Example (see Exhibit .19) illustrating coverage, expected coverage and pick-up:

1. Total Shipment = 100 thousand units.
Supplier’s shipment of product in the sales territory is 100 thousand units.
2. Shipment into Retail Universe = 80 thousand units.
Based on sales records and judgement, the manufacturer estimates that 80 thousand units were sold to the retailers covered by the agency.
3. Expected Coverage = 80K/100K = 80%.
The estimated proportion of supplier’s total shipments that go to the retail universe.
4. Retailer Purchases = 72 thousand unit.
The agency’s estimated retailer purchase volume of the product.
5. Pick Up = 72K/80K = 90%.
The agency’s estimated retailer purchase volume as a percentage of supplier’s shipments that go to the retail universe.
6. Coverage=72K/100K=72%=Expected Coverage×Pick Up
The agency’s estimated retailer purchase volume as a percentage of supplier’s shipments.

Since coverage analysis is conducted on moving annual total (MAT) sales, it moderates pipeline effects and smoothens out the impact of promotions and seasonality. It also evens out the variances in the manufacturer’s shipments which can be volatile with peaks and troughs over months.

The sales territory in a coverage analysis should represent the total country. This reduces errors due to intra-country movement of goods.

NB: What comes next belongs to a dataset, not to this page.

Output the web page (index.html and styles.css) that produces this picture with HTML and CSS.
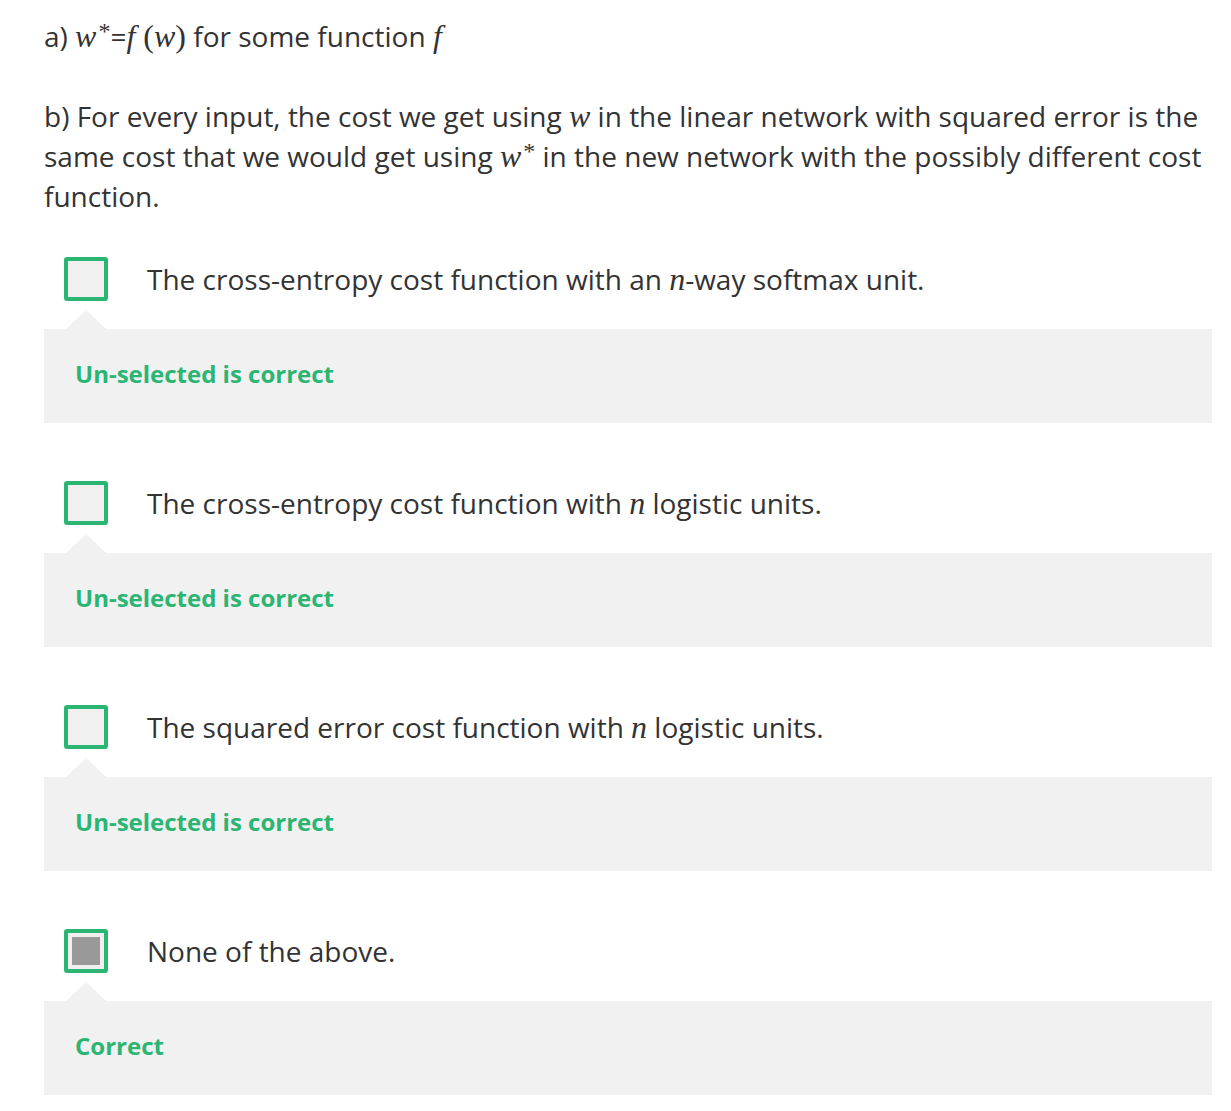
FILE: index.html
```html
<!DOCTYPE html>
<html>
<head>
<meta charset="utf-8">
<link rel="stylesheet" href="styles.css">
</head>
<body>
<div class="page">
  <p class="para">a) <span class="m">w</span><sup class="ms">*</sup>=<span class="m">f</span><span class="mr"> (</span><span class="m">w</span><span class="mr">)</span> for some function <span class="m">f</span></p>
  <p class="para">b) For every input, the cost we get using <span class="m">w</span> in the linear network with squared error is the same cost that we would get using <span class="m">w</span><sup class="ms">*</sup> in the new network with the possibly different cost function.</p>

  <div class="option">
    <div class="row"><span class="box"></span><span class="label">The cross-entropy cost function with an <span class="m">n</span>-way softmax unit.</span></div>
    <div class="feedback">Un-selected is correct</div>
  </div>
  <div class="option">
    <div class="row"><span class="box"></span><span class="label">The cross-entropy cost function with <span class="m">n</span> logistic units.</span></div>
    <div class="feedback">Un-selected is correct</div>
  </div>
  <div class="option">
    <div class="row"><span class="box"></span><span class="label">The squared error cost function with <span class="m">n</span> logistic units.</span></div>
    <div class="feedback">Un-selected is correct</div>
  </div>
  <div class="option">
    <div class="row"><span class="box checked"><span class="fill"></span></span><span class="label">None of the above.</span></div>
    <div class="feedback">Correct</div>
  </div>
</div>
</body>
</html>
```
FILE: styles.css
```css
html, body {
  margin: 0;
  padding: 0;
  background: #ffffff;
}
.page {
  padding: 16px 19px 0 44px;
  font-family: "Open Sans", "Noto Sans", sans-serif;
  font-size: 28px;
  line-height: 40px;
  color: #333333;
}
.para {
  margin: 0 0 40px 0;
}
.para:nth-child(2) {
  margin-bottom: 41px;
}
.m {
  font-family: "Liberation Serif", "DejaVu Serif", serif;
  font-style: italic;
  font-size: 32px;
}
.mr {
  font-family: "Liberation Serif", "DejaVu Serif", serif;
  font-size: 32px;
}
.ms {
  font-family: "Liberation Serif", "DejaVu Serif", serif;
  font-size: 24px;
  line-height: 0;
  vertical-align: 8px;
  padding-left: 2px;
}
.option {
  margin-bottom: 58px;
}
.row {
  display: flex;
  align-items: center;
  padding-left: 20px;
  gap: 39px;
}
.box {
  box-sizing: border-box;
  width: 44px;
  height: 44px;
  flex: none;
  border: 4px solid #2bb573;
  border-radius: 3px;
  background: #f0f0f0;
  display: flex;
  align-items: center;
  justify-content: center;
}
.fill {
  width: 28px;
  height: 28px;
  background: #999999;
}
.feedback {
  position: relative;
  margin-top: 28px;
  height: 94px;
  box-sizing: border-box;
  padding: 25px 31px;
  background: #f1f1f1;
  color: #2bb573;
  font-weight: 700;
  font-size: 24px;
  line-height: 40px;
}
.feedback::before {
  content: "";
  position: absolute;
  top: -19px;
  left: 22px;
  width: 0;
  height: 0;
  border-left: 20px solid transparent;
  border-right: 20px solid transparent;
  border-bottom: 19px solid #f1f1f1;
}
```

Note also that coverage analysis is appropriate for brands with numeric distribution of at least 80%. This conforms with Nielsen’s global standard for sampling error, which applies to products that are available in 80% of the universe. Estimates for products with lower levels of distribution may not meet the agency’s global norms.

Manufacturers should review coverage for major brands once in every two to three years, or more frequently if there are concerns regarding the quality of the data. At the agency, the measurement scientists (or data scientists as they are now called) should be conducting the analysis on a regular basis as it provides critical information on how their service can be enhanced.